Marco Pellegrini applies computer techniques in the field of biology, to study how patients’ genes are made and how they work
Marco Pellegrini, Research Director at the Algorithms and Computational Mathematics research unit of the Institute of Informatics and Telematics (IIT-CNR), studied electronic and computer engineering. In his career, he had always been involved in computer science in the classic sense of the term.
“I was studying algorithms and complexity. In the early 2000s, I was doing information retrieval on web pages and videos,” he recalls. Simplifying as much as possible, those who work in information retrieval deal with the management of information (for example, textual information) in order to help the user to find the information they is looking for.
“At a certain point, however, I realized that those same techniques could also be applied in other areas”, says Pellegrini. In particular, on the occasion of a conference in Brussels, Pellegrini realized that some problems of bioinformatics were very similar to those of the web. “In every cell of our body there are about 25,000 genes expressed, an avalanche of data. Some of these genes have characteristics in common. For example, they contribute to the same function”. Computer scientists speak of clustering to describe the grouping of data that have some similarity. And that is exactly what biologists usually do when, in order to study how genes work, they put together those that do the same thing.
In the field of bioinformatics, Pellegrini collaborates with the CNR Institute of Clinical Physiology. “We start from real patient data to improve therapies to fight prostate cancer”.
The research focuses on a drug widely used in this type of cancer, which however has a limit. After some time it ceases to work. Doctors speak of “resistance” to the drug to indicate this reduction in the effectiveness of a treatment. “The question we are trying to answer is: can you understand in advance if you are about to develop resistance, in order to suspend taking the drug in time?”, explains Pellegrini.
We are in the field of transcriptomics, the discipline that studies the behavior of genes. The experiments involved taking biological material (vials of blood), which is then inserted into machines that perform sequencing. In practice, the machine returns a series of tables describing how the genes are working. By analyzing this data, computer scientists are able to understand which genes are involved in resistance, distinguishing them from the others. “We make a prediction, then it’s up to the biologists to validate the results through clinical studies. But very often we get it right”, he smiles.
To reach concrete results, one must arm oneself with patience, because validation is a long process, made up of continuous exchanges between researchers. This is without losing sight of the awareness that, against certain diseases, every result is essential, even the one that responds to a case record with very low percentages.

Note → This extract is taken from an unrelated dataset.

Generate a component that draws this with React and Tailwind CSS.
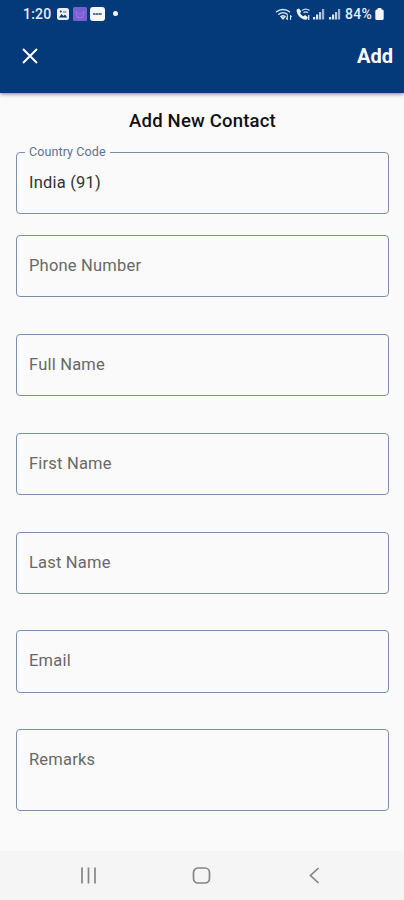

Then there is the theme of error. In the analysis techniques developed by the research group, statistics play a leading role. “When we limited ourselves to studying the web, the measurement errors were practically negligible. If you find the word ball in the text, it is very likely that you are talking about football there”, explains Pellegrini. “In the human body, however, things are different. There is a lot of noise that cannot be ignored”.
What is the gene like?
Under the research lens of Pellegrini and colleagues there is not only the functioning of genes. “In transcriptomics, one can see the functioning of genes, like observing an engine. But the dynamics are linked to genomics, which instead describes how genes are made”.
In practice, we take a step back, trying to understand if the gene is there or not, or if there are variations that do not enable it to function properly. For example, in the case of tumors, important variations indicate that that certain genetic function has been altered. “And so that’s where the drug will have to go and act,” explains Pellegrini.

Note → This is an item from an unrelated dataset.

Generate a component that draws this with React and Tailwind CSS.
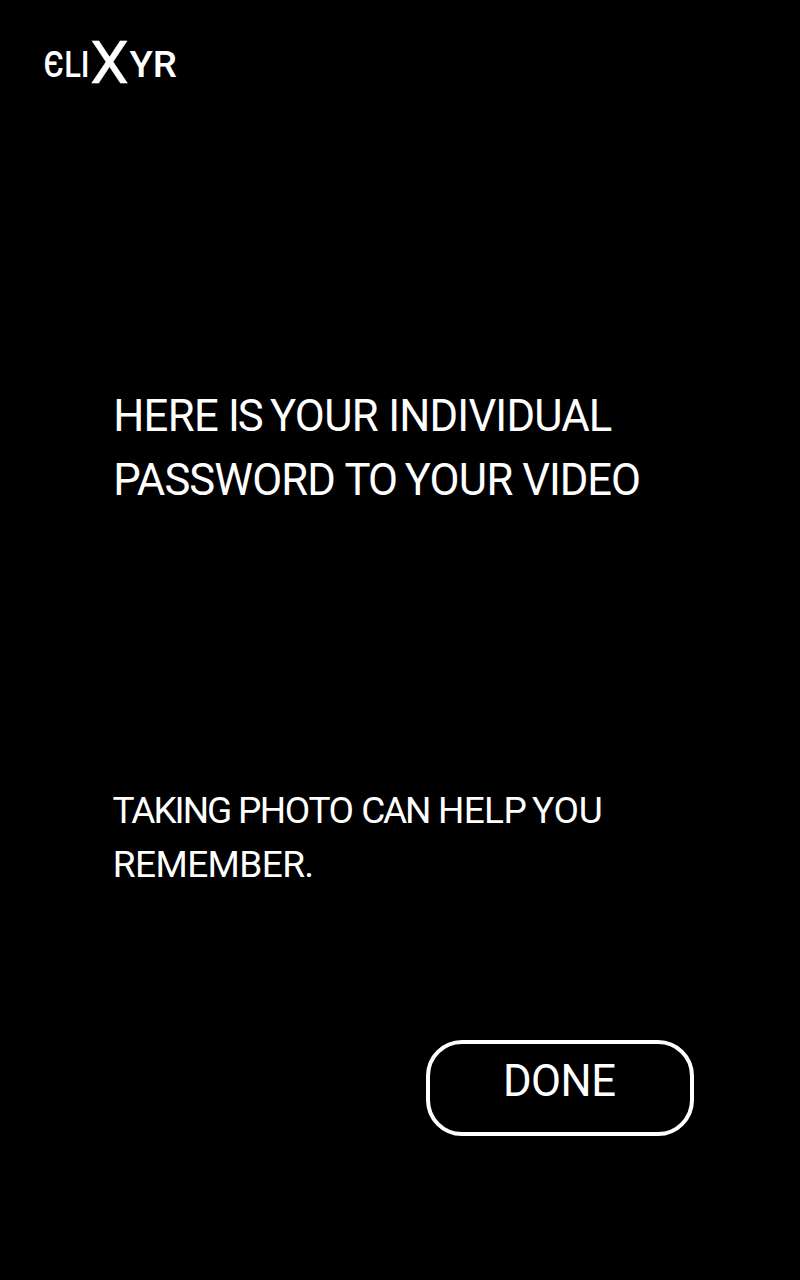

This fascinating challenge is in some ways more difficult. There are 3 billion bases in genomics, compared to 25,000 genes in transcriptomics. “There is a data management problem. In the midst of so much information, finding what I’m looking for is like looking for a needle in a haystack”, he explains.
Many previous and ongoing projects have made it possible to understand more about the mechanisms of very different diseases, such as ALS or Parkinson’s disease.